I left that career and narrowed my focus.
My focus narrowed so much from $12M projects about “equity” in my portfolio to my house and the people who lived in this home. The world shrank but it expanded in other ways. As a mother, I had a direct and irrefutable responsibility to these children, to ensure that they would not end up victims of boundless desire. I learned about mindful mothering, modeling my behavior, and being more conscious about what we consume as a family. I read voraciously, learning all kinds of things I didn’t have time for because of a 9-5 job.
When I started learning more about my faith, one of the first things that surprised me was the concept of dua or supplication.
Dua is the weapon of the believer.
Dua, the concept of asking God for something seemingly impossible, is something that I cannot quite explain with science or communications theory. Why does it work? How does dua work? What makes it useful? Why do people pray?
Asking for the Impossible
Asking for the impossible thing — God, please end this genocide, please grant victory to the people of Palestine, please forgive us for our complicity in this war as tax-paying American citizens — is worthwhile.
I wish I had the courage to go to jail like Ali or Thoreau or Gandhi for moral conscience. I wish I had the courage to get doxxed right now.
I have no moral courage at all.
I don’t even use my full name here, I am so scared.
I don’t reach out to my friends or colleagues from my past life, afraid to know their personal or political views. I haven’t logged into Facebook in 8 months.
But I do get up in the middle of the night, to make these pleas with God. I make these asks without any confidence or guarantee because I believe. It gives me, an insignificant person in this expanding universe, power because I am doing something as a writer.

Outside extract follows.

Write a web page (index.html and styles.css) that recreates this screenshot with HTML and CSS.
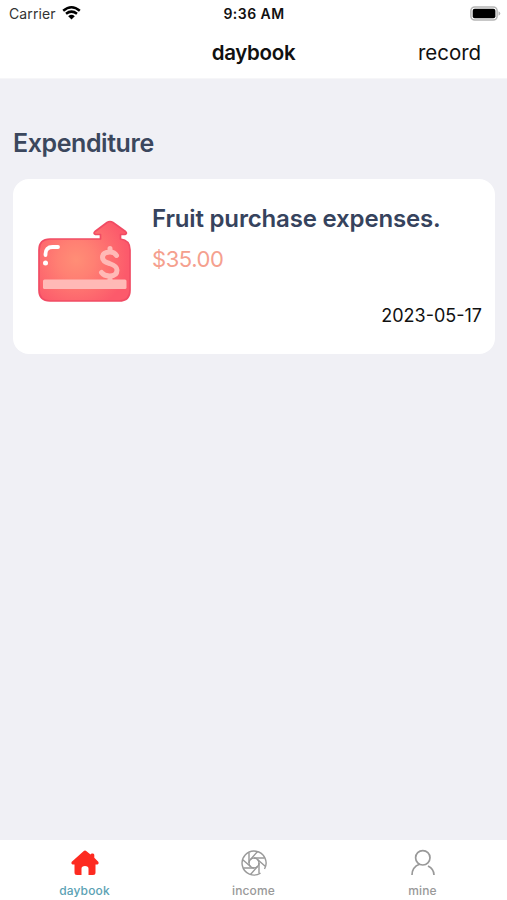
FILE: index.html
```html
<!DOCTYPE html>
<html lang="en">
<head>
<meta charset="utf-8">
<title>daybook</title>
<link rel="stylesheet" href="styles.css">
</head>
<body>
<div class="app">
  <header class="header">
    <div class="status">
      <div class="carrier"><span>Carrier</span>
        <svg width="19" height="15" viewBox="0 0 19 15"><path d="M1.200 5.700Q9.500-1.300 17.800 5.700M4 8.800Q9.500 4.500 15 8.800" fill="none" stroke="#000" stroke-width="2.500"/><path d="M6.200 11.200Q9.500 8.500 12.800 11.200L9.500 14.500Z"/></svg>
      </div>
      <div class="time">9:36 AM</div>
      <svg class="battery" width="31" height="15" viewBox="0 0 31 15"><rect x=".9" y=".9" width="26.2" height="13.2" rx="3.8" fill="#fff" stroke="#b5b5b5" stroke-width="1.5"/><rect x="2.7" y="2.8" width="22.7" height="9.5" rx="2"/><path d="M28.5 5.2Q30.3 6 30.3 7.5T28.5 9.8Z" fill="#b5b5b5"/></svg>
    </div>
    <nav class="nav">
      <h1 class="title">daybook</h1>
      <a class="record">record</a>
    </nav>
  </header>
  <main class="main">
    <h2 class="section">Expenditure</h2>
    <article class="card">
      <svg class="card-icon" width="94" height="84" viewBox="0 0 94 84">
        <defs>
          <radialGradient id="glow" gradientUnits="userSpaceOnUse" cx="38" cy="40" r="52"><stop offset="0" stop-color="#ff8e76"/><stop offset=".35" stop-color="#ff8073"/><stop offset="1" stop-color="#fc5a6b"/></radialGradient>
        </defs>
        <path d="M12 19H62.500V14.500H57.500Q55 13.500 57 11.500L69 2.500Q72 .500 75 2.500L87.500 11.500Q89.500 13.500 87 14.500H82.500V19Q92 20 92 30V70Q92 81 81 81H12Q1 81 1 70V30Q1 19 12 19Z" fill="url(#glow)" stroke="#f14c64" stroke-width="1.700" stroke-linejoin="round"/>
        <path d="M7.500 35V34Q7.500 27 14.500 27H20" fill="none" stroke="#fff" stroke-width="3.800" stroke-linecap="round"/>
        <circle cx="7.500" cy="43" r="2.500" fill="#fff"/>
        <rect x="5" y="59.500" width="83.500" height="9.500" rx="1.500" fill="#ffb9b6"/>
        <path d="M78.500 35.500Q76.500 32 72 32Q64.500 32 64.500 37.500Q64.500 41.500 71.500 43.500Q79 46 79 50Q79 56 71.500 56Q66 56 63.500 52.500M72 28.500V32M72 56V61" fill="none" stroke="#ffb9b6" stroke-width="5" stroke-linecap="round"/>
      </svg>
      <div class="details">
        <h3 class="name">Fruit purchase expenses.</h3>
        <p class="amount">$35.00</p>
        <time class="date">2023-05-17</time>
      </div>
    </article>
  </main>
  <footer class="tabs">
    <a class="tab active">
      <svg width="28" height="28" viewBox="0 0 28 28"><path d="M12.500 2.200Q14 1 15.500 2.200L19.500 5.500Q20 4.500 21 4.500H22Q23.300 4.500 23.300 6V8.800L27.500 13Q28 15 26.500 15.500H24.500V23.500Q24.500 26 22 26H17.500V19.500Q17.500 17 14 17T10.500 19.500V26H6Q3.500 26 3.500 23.500V15.500H1.500Q0 15 .500 13Z" fill="#fd2a20"/></svg>
      <span>daybook</span>
    </a>
    <a class="tab">
      <svg width="28" height="28" viewBox="0 0 28 28" fill="none" stroke="#999" stroke-width="1.400"><path d="M24.500 20A12 12 0 1 0 20.500 24.200"/><circle cx="14" cy="14" r="5"/><path d="M9 14V4M10.500 10.500 17.500 2.500M14 9H24.500M17.500 10.500 25.500 17.500M19 14V24M17.500 17.500 10.500 25.500M14 19H3.500M10.500 17.500 2.500 10.500"/></svg>
      <span>income</span>
    </a>
    <a class="tab">
      <svg width="28" height="28" viewBox="0 0 28 28" fill="none" stroke="#999" stroke-width="1.700"><circle cx="13.800" cy="8.800" r="7.200"/><path d="M10.500 15.200Q3 18 3 26M19 17Q25 20 25 26"/></svg>
      <span>mine</span>
    </a>
  </footer>
</div>
</body>
</html>
```
FILE: styles.css
```css
* { box-sizing: border-box; }
body, h1, h2, h3, p { margin: 0; }
body { font-family: Inter, "Liberation Sans", sans-serif; color: #111; }
svg { display: block; flex: none; }
.app { height: 900px; display: flex; flex-direction: column; background: #f0f0f5; }
.header { height: 79px; background: #fff; border-bottom: 1px solid #f6f6f8; }
.status { height: 27px; padding: 0 6px 0 9px; display: grid; grid-template-columns: 1fr auto 1fr; align-items: center; font-size: 14px; line-height: 27px; }
.carrier { display: flex; align-items: center; gap: 6px; color: #333; letter-spacing: .1px; }
.carrier svg { margin-top: -2px; }
.time { margin-right: 2px; font-weight: 600; letter-spacing: .45px; }
.battery { justify-self: end; }
.nav { height: 51px; padding: 0 26px; display: grid; grid-template-columns: 1fr auto 1fr; align-items: center; }
.title { grid-column: 2; font-size: 20.5px; font-weight: 600; line-height: 51px; letter-spacing: -.3px; }
.record { justify-self: end; font-size: 20.5px; letter-spacing: -.05px; }
.main { flex: 1; padding: 48px 12px 0 13px; }
.section { font-size: 25px; font-weight: 600; line-height: 32px; letter-spacing: -.43px; color: #3b475d; }
.card { height: 175px; margin-top: 20px; padding: 24px 13px 0 25px; display: flex; align-items: flex-start; gap: 20px; background: #fff; border-radius: 16px; }
.card-icon { margin-top: 17px; }
.details { flex: 1; display: flex; flex-direction: column; }
.name { font-size: 24px; font-weight: 600; line-height: 32px; letter-spacing: -.17px; color: #36435d; white-space: nowrap; }
.amount { margin-top: 8px; font-size: 22px; line-height: 32px; letter-spacing: -.45px; color: #f5a08e; }
.date { margin-top: 28px; align-self: flex-end; font-size: 18px; line-height: 25px; }
.tabs { height: 60px; padding-top: 9px; display: grid; grid-template-columns: repeat(3, 1fr); background: #fff; }
.tab { display: flex; flex-direction: column; align-items: center; font-size: 12px; font-weight: 500; line-height: 16px; letter-spacing: .15px; color: #999; gap: 6px; }
.active { color: #5ba2b4; }
```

I’m telling the stories, and bearing witness to the horrific times we’re living through as Muslims, as people of faith united against oppression.
I can hear the part of my brain that asks, how does praying in the middle of the night actually change policy? None of the research, comms firms or think tanks would touch this question. It’s irrelevant, they’d say. Family is irrelevant, they’d say. There are some people (the non-experts) who are irrelevant when it comes to policy change, they’d say.
But I write this anyway, without requiring any evidence at all.
Thank you to
’s piece, “Living Together in Times of Moral Alienation” for inspiring this piece. I will restack it once I figure out how to do that. My writing is a first draft, so please excuse any errors.Today is my kids’ 100 Days of School and I have muffins to bake but I ask that you keep the people of Gaza and Palestine in your prayers.
And also, thanks to the beautiful gathering last night with the community of Dhikr and Fikr with Shaykh Yasir Fahmy. Being with a group of 300-400 people in one place, saying the same things, asking God for the same things is an incredible gift for the soul. I will reflect on that later…
Ugly Shoes, Paper Planes is a reader-supported publication. If you have the means and value my work as a Muslim mom becoming a digital creative and starting my author business here on Substack, I’d be so grateful if you’d consider becoming a paid subscriber or upgrading your membership. It would mean the world to me!
Thank you for writing this, Sadia. It pulls at my heart because I have been there with you, questioning why is there so much suffering for such innocent beings? The images and stories coming out of Gaza are heart-wrenching and I know we’ve both cried out of sympathy and anguish for these fellow mothers, daughters, Muslims who are suffering in part to our funding of this war.
There are so many big feelings of anger and betrayal as Muslim Americans. Many of us voted for the people who are perpetrating this ongoing funding. Part of me wanted to share my hatred and disgust by disengaging. But I’ve come to the realization that in order for any of this to change, the opposite is required. If we’re not standing up and organizing so that those in power recognize they need us, we won’t be able to change much.
We will always need to pray, and the catharsis one feels in submitting to God and pleading with Him is an absolute necessity in these times. But we have to do more. As Americans with resources and access, we have to.
Thanks for writing this. There is a collective feeling of helplessness, sorrow and complicity in regards to the Palestinian genocide. We should do all we can to help, but you rightly identified prayer as a key — and often overlooked — factor. Your piece evoked a reflection on prayer by Ali Quli Qara'i that I'd like to share:
'Of all human communication, prayer is unique in some ways.
While all other communication is directed outwards and addressed to someone 'out there', prayer is addressed to Someone who is in some way inseparable from one's own self, who is not only near, but nearmost and most accessible, being, in the words of the Qur'an, "nearer to one than one's jugular vein' and so close as to be "interposed between one's self and heart."
While all other communication is addressed to some fellow creature, real or imaginary, prayer is addressed to the omnipresent and all-knowing Sustainer of the self and the universe, whose presence fills the inner environs of the mind and the soul as it does the physical cosmos.
Prayer takes recourse in this greatest Resource and Power. Therefore, it is not only the most potent and effectual act of speech one is capable of making, but also the most powerful and far-reaching action one is capable of performing.'
- Ali Quli Qarai, A Treasury of Islamic Piety.